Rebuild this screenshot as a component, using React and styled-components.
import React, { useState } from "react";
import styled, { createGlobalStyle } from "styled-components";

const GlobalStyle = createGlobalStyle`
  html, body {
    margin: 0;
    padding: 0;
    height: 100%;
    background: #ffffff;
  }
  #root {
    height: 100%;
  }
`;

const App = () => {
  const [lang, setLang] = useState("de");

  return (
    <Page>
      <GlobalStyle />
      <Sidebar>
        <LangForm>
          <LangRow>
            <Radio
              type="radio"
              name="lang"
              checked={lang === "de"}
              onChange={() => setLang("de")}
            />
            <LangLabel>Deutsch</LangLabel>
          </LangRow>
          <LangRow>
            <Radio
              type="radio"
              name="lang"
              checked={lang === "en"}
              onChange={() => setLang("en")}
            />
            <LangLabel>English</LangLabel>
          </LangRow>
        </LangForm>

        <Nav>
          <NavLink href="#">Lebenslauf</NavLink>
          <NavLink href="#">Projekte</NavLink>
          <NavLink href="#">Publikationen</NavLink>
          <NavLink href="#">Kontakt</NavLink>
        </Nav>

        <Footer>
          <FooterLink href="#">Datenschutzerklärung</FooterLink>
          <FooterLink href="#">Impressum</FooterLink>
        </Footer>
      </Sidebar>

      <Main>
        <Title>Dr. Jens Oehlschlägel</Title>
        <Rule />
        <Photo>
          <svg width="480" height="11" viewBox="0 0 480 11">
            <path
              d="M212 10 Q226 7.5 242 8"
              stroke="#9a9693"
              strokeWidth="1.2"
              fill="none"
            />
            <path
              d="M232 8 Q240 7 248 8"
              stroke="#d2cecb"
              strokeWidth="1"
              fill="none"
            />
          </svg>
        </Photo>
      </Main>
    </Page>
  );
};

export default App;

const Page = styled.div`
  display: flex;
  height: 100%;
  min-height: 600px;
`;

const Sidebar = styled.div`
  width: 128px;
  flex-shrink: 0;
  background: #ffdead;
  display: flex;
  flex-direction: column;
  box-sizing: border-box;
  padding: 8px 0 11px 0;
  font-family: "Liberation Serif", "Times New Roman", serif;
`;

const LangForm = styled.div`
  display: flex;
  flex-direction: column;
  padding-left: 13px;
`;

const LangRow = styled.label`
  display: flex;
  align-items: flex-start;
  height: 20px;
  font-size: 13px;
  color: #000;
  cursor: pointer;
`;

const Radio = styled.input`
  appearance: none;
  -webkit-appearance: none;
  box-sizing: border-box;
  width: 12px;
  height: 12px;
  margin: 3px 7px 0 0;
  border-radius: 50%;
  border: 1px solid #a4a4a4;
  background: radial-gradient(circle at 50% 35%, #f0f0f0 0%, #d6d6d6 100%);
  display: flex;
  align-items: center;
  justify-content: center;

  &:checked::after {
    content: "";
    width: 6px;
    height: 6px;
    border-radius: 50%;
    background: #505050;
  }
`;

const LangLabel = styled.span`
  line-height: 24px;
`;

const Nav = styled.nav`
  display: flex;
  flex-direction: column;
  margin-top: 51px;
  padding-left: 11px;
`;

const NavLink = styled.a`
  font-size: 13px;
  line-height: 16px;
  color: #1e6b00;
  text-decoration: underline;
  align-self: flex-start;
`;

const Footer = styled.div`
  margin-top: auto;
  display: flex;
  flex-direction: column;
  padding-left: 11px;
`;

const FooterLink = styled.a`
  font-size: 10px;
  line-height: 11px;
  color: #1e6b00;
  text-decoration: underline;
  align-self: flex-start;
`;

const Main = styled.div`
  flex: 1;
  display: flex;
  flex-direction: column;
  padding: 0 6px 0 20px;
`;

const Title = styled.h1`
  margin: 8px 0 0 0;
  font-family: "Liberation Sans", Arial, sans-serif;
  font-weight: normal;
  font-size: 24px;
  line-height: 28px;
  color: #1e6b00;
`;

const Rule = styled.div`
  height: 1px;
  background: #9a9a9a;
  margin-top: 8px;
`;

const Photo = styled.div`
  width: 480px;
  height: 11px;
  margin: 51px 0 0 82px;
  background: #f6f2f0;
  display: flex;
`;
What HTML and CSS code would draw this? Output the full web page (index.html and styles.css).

— Directions —
Print exactly the lines from the beginning of the entries through the line with "const [lang, setLang]". Output nothing more.

— Reply —
Rebuild this screenshot as a component, using React and styled-components.
import React, { useState } from "react";
import styled, { createGlobalStyle } from "styled-components";

const GlobalStyle = createGlobalStyle`
  html, body {
    margin: 0;
    padding: 0;
    height: 100%;
    background: #ffffff;
  }
  #root {
    height: 100%;
  }
`;

const App = () => {
  const [lang, setLang] = useState("de");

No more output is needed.